Please return exactly the run of lines that begins with the line containing "Convert this screenshot" and ends with the line containing "import React from 'react';", pictures excluded.

[Rows from a dataset of pages and code]
- - - - -

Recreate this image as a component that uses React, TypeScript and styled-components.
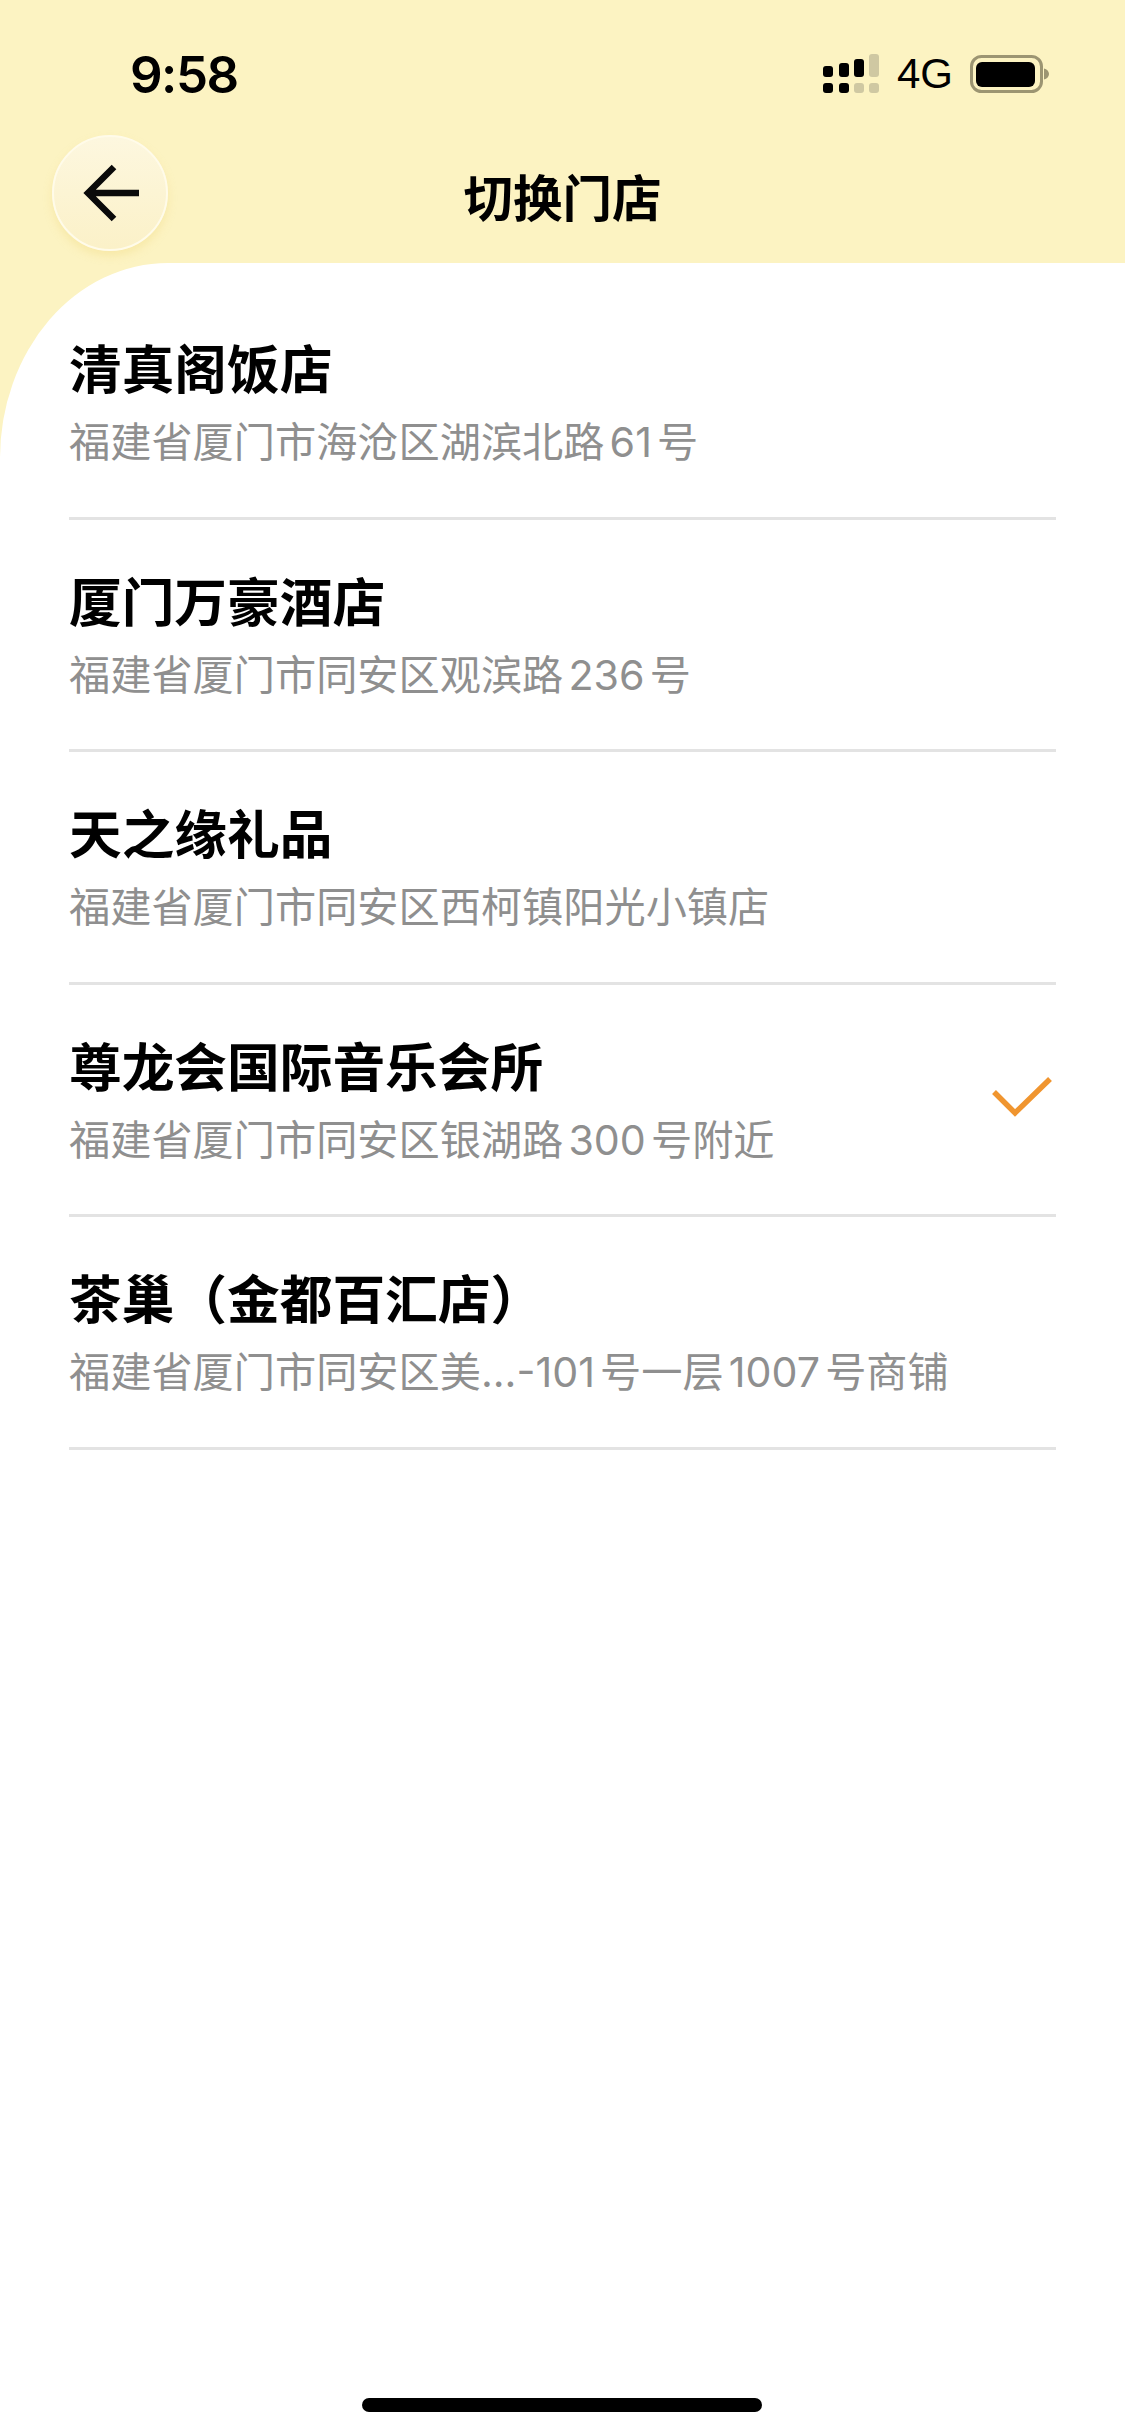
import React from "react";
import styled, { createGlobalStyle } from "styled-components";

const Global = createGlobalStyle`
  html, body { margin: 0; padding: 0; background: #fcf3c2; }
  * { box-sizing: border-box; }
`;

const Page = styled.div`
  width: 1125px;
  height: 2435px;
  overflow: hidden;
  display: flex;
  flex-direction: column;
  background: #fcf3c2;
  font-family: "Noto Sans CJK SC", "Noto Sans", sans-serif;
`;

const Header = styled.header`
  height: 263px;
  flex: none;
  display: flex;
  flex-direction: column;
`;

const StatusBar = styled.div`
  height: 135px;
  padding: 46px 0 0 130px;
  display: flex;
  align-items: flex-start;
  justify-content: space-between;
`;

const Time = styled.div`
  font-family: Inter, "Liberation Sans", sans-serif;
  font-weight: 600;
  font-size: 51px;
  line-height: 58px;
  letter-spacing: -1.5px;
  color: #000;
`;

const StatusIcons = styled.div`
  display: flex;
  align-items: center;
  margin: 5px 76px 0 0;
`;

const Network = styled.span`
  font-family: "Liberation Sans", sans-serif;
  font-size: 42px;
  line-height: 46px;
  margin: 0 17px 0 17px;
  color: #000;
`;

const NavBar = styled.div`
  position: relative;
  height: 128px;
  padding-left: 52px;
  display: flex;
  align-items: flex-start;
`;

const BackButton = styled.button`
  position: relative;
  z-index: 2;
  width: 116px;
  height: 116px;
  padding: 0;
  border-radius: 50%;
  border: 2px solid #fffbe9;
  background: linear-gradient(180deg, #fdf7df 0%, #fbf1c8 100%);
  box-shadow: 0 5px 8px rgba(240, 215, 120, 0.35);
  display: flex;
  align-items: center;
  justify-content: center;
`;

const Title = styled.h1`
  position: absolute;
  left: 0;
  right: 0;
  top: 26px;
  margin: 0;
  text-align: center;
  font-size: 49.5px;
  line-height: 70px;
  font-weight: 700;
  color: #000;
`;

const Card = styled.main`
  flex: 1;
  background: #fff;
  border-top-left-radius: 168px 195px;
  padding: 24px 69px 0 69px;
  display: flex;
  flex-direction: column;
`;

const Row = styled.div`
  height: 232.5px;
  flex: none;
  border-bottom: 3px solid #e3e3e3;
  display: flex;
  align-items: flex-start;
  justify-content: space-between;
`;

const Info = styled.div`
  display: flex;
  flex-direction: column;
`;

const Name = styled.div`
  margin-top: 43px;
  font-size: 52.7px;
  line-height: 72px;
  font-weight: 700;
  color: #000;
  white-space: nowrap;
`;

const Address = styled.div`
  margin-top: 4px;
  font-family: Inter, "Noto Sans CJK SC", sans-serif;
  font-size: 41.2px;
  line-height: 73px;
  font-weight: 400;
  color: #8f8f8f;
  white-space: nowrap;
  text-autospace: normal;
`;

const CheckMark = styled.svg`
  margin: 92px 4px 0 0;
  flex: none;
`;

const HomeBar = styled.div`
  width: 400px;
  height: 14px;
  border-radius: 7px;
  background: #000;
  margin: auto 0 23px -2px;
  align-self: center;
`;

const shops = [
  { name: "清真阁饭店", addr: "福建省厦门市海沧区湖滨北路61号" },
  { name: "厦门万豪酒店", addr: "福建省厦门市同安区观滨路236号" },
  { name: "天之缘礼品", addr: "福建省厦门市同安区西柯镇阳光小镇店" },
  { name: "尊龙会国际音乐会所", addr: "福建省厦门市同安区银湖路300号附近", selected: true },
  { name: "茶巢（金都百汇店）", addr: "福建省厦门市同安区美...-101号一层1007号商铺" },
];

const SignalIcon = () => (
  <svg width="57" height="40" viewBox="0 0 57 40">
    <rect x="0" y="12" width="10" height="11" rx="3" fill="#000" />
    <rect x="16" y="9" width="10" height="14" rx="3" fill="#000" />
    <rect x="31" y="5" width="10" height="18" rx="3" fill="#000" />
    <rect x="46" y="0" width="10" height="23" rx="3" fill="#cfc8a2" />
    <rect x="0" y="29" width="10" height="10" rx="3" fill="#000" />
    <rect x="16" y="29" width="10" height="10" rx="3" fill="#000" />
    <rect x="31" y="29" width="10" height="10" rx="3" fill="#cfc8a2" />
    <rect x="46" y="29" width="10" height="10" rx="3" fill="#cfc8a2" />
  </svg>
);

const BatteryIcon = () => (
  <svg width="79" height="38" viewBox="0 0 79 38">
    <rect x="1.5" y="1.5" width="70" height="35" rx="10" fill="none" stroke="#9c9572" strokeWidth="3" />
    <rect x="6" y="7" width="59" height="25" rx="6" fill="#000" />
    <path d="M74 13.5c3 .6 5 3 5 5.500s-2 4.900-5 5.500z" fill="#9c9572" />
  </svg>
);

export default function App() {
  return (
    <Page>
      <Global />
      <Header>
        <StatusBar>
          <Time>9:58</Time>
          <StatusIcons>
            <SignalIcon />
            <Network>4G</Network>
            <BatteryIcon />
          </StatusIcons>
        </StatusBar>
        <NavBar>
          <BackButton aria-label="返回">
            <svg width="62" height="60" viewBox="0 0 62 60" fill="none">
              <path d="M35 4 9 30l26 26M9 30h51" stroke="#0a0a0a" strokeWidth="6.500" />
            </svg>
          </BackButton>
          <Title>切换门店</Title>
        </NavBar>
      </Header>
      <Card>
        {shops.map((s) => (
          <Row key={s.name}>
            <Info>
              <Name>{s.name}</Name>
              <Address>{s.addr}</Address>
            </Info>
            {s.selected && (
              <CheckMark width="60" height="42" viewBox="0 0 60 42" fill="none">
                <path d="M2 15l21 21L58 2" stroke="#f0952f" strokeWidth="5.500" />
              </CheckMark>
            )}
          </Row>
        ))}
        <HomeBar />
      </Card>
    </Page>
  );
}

- - - - -

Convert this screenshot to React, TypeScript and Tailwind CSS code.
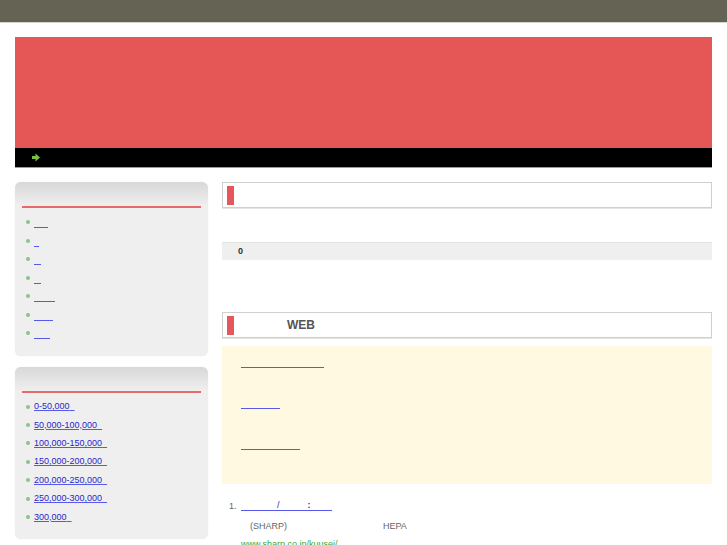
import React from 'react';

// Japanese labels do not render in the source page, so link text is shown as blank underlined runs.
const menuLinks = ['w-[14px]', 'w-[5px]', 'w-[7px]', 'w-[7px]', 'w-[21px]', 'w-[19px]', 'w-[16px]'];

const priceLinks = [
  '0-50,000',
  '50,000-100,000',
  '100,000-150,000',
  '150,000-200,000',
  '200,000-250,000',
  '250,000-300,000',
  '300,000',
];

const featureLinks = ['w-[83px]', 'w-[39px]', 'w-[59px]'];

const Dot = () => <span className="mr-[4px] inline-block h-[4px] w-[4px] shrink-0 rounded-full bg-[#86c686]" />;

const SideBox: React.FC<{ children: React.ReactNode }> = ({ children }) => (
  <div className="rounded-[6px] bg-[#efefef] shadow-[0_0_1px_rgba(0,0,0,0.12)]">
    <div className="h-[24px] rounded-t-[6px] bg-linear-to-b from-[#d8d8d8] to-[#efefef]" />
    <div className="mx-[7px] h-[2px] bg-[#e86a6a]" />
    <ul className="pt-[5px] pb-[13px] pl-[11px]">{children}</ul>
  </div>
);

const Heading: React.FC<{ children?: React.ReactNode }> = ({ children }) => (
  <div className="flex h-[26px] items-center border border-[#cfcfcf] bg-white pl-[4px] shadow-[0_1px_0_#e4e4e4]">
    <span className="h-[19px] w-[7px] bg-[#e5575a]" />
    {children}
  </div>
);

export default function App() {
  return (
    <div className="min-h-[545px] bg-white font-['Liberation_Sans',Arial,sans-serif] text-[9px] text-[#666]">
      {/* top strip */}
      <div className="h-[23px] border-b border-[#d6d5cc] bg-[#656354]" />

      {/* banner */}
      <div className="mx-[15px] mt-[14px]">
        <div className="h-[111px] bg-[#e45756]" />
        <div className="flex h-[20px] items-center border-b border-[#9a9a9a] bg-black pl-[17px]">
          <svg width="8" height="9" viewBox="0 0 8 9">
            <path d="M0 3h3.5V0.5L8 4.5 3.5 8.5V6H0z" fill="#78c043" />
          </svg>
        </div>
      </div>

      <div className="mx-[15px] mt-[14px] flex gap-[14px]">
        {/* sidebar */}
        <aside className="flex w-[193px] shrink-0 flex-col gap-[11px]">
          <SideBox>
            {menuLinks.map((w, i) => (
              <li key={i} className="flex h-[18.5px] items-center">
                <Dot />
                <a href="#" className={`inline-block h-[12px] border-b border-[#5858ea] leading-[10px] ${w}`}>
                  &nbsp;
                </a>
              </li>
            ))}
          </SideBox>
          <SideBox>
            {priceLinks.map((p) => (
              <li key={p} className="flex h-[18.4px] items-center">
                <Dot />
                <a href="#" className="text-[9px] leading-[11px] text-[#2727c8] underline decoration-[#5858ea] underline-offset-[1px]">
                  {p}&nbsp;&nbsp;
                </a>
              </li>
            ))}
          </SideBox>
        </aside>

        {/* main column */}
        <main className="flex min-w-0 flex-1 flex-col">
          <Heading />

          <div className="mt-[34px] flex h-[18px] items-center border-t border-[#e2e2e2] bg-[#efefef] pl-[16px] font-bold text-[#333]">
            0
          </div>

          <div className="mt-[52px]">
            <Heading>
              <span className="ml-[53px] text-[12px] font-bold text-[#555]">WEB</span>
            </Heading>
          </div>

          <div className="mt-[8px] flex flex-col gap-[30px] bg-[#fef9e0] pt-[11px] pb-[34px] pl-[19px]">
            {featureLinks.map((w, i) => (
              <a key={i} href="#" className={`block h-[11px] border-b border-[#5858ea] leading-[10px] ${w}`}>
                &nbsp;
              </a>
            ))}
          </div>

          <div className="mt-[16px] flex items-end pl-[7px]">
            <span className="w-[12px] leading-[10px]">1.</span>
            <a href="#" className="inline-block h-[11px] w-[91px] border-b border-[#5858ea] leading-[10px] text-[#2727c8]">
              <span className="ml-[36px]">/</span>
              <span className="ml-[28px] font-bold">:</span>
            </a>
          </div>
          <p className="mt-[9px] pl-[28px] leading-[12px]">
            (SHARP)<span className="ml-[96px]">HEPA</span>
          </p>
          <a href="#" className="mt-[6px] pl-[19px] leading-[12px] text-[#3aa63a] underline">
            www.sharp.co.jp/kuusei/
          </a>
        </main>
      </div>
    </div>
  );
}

- - - - -

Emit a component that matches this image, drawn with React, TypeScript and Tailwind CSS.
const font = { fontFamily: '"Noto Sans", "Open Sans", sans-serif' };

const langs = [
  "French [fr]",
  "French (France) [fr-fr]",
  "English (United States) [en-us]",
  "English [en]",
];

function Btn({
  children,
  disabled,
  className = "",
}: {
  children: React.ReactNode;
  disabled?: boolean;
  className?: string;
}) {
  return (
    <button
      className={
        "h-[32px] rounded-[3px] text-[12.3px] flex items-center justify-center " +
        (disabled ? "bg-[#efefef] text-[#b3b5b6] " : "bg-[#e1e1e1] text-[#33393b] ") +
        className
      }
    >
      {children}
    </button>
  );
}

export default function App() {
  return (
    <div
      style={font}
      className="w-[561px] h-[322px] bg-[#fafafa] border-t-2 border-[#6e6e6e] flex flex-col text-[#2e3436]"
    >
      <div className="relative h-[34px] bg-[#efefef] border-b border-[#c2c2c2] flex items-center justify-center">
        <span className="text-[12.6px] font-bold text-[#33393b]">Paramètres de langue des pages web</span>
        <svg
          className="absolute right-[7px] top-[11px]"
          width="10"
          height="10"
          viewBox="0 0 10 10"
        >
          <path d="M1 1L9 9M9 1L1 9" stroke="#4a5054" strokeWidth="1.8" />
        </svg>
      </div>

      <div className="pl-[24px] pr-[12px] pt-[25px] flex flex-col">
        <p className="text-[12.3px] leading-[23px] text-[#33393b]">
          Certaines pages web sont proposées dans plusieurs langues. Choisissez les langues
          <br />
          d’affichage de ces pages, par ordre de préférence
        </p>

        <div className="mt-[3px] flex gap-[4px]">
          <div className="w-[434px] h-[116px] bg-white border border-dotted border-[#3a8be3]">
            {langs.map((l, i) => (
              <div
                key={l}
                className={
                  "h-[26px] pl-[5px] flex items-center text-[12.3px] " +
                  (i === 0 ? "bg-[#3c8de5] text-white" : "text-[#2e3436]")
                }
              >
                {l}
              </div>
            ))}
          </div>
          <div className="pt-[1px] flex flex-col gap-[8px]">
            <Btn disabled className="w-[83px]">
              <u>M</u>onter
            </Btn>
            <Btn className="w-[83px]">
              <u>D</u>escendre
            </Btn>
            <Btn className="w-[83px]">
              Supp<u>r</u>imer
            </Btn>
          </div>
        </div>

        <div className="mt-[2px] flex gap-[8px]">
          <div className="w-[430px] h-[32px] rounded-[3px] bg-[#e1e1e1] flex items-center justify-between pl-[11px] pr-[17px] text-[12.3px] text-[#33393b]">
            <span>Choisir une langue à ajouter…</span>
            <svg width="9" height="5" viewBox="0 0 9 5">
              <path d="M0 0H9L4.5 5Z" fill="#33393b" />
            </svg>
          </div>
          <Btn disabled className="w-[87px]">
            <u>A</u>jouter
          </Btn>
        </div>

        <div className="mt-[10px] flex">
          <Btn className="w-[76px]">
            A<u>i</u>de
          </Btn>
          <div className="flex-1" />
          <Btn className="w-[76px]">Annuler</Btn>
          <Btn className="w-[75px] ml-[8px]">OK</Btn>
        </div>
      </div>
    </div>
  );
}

- - - - -

ANSWER IN FULL ->
Convert this screenshot to React, TypeScript and Tailwind CSS code.
import React from 'react';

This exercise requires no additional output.